> _Direction_
What is the number of lines in these entries that include "styles"? Write that number and no other text.

[Web page code records]
§

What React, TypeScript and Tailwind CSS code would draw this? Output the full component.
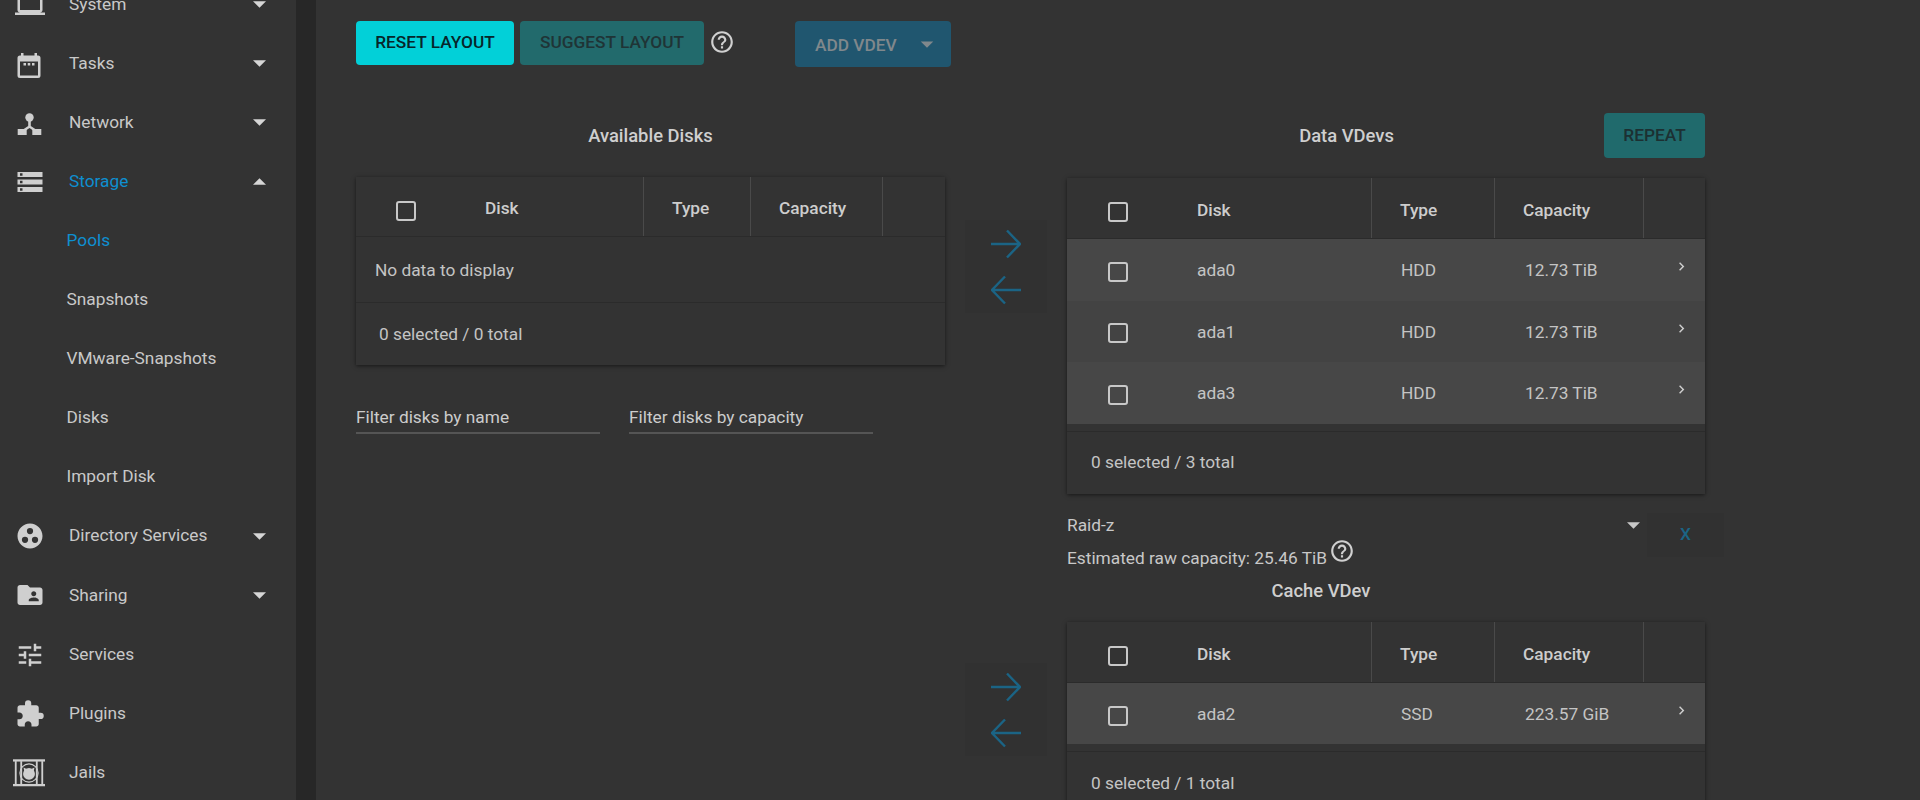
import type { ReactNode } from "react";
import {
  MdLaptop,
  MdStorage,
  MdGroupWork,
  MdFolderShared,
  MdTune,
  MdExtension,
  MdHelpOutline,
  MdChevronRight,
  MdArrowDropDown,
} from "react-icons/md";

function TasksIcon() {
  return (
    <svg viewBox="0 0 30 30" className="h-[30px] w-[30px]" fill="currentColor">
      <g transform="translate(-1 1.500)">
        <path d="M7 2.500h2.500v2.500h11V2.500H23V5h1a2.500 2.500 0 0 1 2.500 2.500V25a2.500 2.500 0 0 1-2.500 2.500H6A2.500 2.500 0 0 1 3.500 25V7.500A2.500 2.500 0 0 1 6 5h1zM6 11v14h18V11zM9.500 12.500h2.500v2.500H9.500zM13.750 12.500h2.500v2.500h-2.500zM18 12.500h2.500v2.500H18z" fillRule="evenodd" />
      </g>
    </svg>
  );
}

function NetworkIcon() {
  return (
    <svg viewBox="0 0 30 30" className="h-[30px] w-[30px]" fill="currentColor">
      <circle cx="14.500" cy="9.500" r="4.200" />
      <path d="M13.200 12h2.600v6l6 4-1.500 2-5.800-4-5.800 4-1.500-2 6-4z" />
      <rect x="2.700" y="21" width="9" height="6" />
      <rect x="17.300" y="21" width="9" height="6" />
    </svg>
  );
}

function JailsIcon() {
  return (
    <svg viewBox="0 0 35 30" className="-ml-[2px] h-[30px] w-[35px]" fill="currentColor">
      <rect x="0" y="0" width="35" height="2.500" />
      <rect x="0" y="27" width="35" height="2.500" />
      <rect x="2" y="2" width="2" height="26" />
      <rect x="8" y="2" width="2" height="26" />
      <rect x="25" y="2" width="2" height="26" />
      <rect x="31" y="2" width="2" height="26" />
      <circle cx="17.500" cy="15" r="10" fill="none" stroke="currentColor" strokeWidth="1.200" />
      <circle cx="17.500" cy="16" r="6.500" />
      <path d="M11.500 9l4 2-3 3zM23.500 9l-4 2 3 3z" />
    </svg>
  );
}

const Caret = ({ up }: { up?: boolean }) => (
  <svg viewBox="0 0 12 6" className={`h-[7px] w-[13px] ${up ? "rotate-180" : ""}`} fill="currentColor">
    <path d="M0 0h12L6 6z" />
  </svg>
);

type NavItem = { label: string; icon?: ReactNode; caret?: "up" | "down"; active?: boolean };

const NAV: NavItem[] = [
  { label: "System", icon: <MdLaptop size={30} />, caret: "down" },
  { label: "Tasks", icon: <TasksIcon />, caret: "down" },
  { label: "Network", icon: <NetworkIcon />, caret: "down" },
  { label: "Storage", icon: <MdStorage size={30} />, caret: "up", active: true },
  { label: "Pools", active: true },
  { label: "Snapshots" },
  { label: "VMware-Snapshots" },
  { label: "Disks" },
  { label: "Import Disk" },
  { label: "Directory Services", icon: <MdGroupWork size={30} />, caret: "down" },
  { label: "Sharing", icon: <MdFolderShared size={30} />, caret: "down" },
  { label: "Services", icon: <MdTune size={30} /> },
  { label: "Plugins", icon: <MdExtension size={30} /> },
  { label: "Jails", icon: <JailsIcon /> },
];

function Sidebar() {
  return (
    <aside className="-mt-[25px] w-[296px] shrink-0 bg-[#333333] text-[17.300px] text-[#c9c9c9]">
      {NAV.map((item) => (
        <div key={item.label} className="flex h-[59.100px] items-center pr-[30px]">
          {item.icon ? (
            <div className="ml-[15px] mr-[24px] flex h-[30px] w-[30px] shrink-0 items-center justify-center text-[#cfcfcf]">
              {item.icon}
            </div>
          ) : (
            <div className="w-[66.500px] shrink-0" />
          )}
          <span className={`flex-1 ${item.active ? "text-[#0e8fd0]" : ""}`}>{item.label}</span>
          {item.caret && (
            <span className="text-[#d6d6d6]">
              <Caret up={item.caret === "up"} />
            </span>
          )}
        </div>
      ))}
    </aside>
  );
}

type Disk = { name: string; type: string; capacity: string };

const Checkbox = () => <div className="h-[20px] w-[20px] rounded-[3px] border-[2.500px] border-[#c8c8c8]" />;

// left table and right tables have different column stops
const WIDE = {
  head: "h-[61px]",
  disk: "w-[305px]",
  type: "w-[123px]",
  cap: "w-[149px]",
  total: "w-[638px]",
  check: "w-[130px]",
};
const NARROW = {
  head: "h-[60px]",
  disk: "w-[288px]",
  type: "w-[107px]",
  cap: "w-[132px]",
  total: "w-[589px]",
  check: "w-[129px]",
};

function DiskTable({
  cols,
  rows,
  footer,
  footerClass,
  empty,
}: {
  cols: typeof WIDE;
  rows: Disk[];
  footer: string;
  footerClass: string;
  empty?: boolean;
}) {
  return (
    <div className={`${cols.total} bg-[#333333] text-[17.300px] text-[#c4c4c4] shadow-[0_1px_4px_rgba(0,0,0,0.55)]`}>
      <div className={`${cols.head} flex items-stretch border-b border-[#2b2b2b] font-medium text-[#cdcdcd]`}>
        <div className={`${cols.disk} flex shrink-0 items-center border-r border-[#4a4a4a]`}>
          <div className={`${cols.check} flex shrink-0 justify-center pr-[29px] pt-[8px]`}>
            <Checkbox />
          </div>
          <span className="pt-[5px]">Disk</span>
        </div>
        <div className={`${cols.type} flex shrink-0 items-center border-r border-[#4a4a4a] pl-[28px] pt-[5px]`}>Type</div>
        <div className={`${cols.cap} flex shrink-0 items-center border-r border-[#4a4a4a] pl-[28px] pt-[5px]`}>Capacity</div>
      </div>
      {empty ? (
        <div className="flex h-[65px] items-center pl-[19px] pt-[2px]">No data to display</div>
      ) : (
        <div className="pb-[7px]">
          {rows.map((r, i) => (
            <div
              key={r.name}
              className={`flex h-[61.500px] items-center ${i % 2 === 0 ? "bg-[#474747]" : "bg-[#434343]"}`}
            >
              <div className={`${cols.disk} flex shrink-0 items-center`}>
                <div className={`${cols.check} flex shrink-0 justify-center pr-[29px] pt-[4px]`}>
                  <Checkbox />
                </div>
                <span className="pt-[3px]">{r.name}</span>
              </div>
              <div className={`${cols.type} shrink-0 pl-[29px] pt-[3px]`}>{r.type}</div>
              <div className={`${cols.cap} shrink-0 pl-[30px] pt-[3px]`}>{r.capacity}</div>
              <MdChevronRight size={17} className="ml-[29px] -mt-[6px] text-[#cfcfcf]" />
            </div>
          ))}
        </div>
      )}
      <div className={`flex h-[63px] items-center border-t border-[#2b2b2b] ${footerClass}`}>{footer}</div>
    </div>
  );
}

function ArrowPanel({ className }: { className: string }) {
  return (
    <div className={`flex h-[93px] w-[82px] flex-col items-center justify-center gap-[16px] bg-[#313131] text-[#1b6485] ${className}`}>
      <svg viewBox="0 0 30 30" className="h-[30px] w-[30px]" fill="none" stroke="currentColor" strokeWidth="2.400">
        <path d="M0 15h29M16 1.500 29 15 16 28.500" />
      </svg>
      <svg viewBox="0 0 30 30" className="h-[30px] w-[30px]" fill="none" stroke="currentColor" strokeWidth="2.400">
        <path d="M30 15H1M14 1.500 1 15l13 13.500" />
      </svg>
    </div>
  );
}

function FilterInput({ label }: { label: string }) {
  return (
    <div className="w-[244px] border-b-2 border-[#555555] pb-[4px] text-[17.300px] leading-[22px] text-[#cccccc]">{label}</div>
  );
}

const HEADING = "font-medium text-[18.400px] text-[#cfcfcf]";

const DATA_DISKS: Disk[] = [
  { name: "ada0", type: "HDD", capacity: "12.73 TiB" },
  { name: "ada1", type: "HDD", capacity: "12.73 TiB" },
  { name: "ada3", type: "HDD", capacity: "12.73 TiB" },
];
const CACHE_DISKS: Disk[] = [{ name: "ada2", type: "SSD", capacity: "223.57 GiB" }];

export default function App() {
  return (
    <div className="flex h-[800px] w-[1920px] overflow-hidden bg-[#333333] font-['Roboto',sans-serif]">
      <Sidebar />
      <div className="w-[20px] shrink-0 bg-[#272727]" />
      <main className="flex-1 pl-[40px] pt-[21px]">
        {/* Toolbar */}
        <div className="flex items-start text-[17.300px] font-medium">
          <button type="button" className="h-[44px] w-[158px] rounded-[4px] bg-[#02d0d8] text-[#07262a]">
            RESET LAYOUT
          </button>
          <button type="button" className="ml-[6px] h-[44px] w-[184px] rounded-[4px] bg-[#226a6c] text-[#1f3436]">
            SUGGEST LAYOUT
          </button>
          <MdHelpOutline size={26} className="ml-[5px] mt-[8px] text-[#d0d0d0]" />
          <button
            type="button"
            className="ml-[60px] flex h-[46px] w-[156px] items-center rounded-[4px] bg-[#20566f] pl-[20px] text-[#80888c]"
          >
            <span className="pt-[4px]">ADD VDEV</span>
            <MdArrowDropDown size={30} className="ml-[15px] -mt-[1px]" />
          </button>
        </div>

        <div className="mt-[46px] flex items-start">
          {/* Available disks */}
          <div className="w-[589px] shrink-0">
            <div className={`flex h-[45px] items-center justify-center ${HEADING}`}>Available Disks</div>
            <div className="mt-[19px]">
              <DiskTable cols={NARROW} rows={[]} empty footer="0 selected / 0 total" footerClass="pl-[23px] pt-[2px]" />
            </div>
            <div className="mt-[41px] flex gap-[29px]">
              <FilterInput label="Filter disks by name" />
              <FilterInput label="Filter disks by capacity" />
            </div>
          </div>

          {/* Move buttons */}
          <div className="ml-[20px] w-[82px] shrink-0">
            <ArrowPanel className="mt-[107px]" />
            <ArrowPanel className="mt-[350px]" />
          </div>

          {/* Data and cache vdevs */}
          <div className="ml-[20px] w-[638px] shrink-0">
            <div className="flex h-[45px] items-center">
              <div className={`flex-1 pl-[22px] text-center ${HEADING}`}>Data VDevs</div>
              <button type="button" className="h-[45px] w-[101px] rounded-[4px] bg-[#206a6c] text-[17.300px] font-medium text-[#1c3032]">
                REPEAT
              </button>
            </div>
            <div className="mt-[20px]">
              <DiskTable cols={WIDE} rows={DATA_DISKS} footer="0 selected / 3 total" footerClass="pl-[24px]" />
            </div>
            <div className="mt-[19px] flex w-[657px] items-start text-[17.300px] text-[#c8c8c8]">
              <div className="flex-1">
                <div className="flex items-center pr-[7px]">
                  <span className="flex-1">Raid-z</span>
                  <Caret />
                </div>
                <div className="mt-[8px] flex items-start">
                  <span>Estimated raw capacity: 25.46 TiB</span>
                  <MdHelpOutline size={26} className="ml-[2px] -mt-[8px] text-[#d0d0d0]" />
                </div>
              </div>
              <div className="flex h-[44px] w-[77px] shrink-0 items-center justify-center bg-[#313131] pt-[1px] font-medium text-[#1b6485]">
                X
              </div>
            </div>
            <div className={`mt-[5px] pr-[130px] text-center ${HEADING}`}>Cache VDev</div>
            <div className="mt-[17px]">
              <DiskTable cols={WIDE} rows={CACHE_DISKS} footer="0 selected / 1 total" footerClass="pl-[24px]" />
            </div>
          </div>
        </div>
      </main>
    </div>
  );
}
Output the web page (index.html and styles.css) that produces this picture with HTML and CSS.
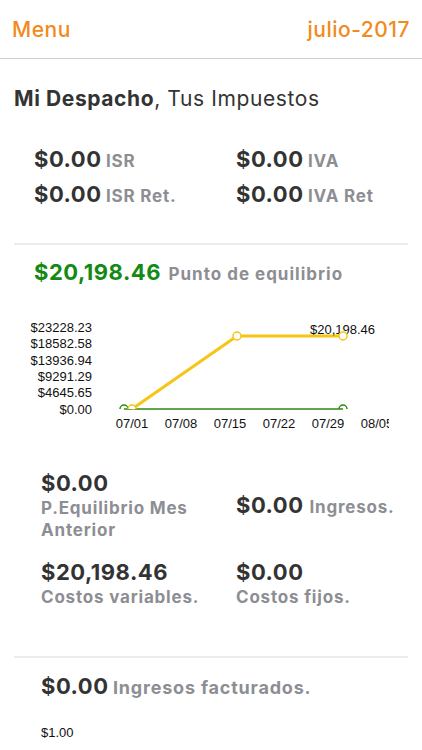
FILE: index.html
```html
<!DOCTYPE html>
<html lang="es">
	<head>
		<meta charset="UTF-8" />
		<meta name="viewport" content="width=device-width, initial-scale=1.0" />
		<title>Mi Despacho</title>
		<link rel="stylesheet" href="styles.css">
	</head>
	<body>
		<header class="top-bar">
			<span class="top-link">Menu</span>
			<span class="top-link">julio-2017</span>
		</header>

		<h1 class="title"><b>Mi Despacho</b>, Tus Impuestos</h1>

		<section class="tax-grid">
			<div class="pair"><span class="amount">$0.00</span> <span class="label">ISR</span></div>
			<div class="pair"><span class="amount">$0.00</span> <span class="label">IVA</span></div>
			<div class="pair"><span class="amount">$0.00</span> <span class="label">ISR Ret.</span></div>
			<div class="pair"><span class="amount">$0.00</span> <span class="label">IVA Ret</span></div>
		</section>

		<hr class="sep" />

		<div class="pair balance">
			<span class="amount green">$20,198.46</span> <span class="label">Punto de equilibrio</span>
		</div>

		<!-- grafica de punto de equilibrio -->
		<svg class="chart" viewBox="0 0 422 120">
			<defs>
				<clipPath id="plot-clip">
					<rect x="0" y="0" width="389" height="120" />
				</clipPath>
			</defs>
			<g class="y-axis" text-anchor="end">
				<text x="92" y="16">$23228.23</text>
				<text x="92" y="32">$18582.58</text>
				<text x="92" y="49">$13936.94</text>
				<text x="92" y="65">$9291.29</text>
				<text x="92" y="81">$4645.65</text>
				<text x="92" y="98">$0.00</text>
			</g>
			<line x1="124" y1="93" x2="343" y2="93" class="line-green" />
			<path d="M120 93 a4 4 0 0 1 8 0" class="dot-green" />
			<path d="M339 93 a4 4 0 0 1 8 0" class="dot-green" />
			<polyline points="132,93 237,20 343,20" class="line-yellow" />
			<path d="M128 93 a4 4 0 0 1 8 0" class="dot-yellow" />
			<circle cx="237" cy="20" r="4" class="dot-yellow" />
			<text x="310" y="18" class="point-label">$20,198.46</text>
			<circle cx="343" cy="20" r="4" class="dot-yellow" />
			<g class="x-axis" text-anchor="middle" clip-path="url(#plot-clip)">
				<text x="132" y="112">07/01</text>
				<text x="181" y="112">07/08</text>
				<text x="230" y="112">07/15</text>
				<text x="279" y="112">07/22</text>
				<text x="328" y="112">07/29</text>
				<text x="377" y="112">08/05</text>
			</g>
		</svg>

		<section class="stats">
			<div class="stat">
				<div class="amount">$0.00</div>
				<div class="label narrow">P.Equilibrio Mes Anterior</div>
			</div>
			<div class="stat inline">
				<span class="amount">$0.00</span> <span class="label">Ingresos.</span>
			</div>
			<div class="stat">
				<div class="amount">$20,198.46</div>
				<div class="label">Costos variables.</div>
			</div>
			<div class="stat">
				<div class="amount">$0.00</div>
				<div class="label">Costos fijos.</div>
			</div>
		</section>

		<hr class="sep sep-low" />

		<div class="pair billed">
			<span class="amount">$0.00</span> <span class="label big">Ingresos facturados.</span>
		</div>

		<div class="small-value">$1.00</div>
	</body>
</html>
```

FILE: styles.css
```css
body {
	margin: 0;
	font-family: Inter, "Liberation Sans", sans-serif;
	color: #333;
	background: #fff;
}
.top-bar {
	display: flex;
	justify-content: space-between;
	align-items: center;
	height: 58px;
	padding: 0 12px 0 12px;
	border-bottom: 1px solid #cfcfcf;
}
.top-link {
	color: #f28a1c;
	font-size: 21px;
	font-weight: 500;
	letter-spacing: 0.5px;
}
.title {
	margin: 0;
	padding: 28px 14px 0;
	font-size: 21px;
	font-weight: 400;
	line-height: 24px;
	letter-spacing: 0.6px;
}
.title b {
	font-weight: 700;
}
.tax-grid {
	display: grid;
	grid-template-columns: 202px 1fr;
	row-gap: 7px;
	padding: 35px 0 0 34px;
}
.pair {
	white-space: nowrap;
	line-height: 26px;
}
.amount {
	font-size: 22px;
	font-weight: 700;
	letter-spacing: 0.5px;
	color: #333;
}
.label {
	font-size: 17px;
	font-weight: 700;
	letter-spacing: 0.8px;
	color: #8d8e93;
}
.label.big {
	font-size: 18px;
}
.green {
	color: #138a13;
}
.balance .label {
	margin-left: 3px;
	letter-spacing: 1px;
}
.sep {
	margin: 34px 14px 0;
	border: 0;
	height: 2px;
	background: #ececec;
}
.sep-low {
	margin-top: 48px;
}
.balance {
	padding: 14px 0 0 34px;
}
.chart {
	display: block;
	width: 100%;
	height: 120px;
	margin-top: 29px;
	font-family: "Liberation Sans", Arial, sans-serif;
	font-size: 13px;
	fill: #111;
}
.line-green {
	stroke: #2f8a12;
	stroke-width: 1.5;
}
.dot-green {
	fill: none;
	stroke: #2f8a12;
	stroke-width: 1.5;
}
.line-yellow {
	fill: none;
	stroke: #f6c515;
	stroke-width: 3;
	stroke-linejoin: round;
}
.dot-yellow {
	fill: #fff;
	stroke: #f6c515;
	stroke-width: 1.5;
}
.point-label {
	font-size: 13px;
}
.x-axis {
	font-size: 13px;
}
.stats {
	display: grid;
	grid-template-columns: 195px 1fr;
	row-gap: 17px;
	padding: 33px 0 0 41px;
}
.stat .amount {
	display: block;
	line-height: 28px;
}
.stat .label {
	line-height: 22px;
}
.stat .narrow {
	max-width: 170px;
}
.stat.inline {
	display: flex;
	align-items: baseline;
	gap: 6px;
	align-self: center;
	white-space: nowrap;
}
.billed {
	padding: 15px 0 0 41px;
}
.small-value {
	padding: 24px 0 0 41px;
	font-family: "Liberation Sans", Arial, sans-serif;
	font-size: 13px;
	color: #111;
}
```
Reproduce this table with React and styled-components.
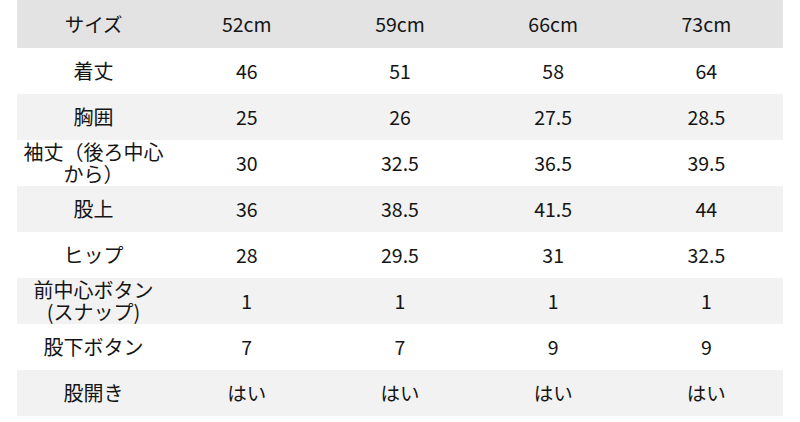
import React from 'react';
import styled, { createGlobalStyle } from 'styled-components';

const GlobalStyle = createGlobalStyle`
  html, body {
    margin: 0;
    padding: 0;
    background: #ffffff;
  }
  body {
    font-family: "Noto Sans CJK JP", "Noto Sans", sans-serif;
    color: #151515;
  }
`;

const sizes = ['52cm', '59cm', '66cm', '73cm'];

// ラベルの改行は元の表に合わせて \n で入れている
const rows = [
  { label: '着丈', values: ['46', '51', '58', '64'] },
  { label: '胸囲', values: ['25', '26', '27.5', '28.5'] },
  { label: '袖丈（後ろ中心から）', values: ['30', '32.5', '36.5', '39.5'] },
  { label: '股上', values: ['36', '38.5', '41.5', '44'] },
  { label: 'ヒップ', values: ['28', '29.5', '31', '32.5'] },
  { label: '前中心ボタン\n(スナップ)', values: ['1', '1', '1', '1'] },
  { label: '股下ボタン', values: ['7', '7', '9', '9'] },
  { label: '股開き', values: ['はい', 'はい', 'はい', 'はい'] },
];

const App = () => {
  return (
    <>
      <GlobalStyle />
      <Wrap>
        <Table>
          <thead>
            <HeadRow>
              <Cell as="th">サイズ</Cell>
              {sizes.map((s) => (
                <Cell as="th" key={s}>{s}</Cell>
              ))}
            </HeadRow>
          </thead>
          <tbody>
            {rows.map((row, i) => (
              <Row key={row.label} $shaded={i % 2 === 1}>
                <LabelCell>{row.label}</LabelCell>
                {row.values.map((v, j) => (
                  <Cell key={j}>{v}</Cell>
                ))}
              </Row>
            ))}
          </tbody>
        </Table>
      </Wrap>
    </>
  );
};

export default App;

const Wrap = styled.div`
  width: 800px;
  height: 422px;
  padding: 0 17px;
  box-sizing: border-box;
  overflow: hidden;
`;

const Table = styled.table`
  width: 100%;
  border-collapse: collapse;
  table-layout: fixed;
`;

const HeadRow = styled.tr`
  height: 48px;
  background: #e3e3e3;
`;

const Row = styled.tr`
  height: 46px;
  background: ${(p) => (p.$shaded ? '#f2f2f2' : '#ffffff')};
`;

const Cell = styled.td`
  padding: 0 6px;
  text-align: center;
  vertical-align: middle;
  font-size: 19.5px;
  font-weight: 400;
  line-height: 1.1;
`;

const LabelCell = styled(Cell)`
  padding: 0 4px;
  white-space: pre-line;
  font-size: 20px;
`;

§

> _Solution for this task_
3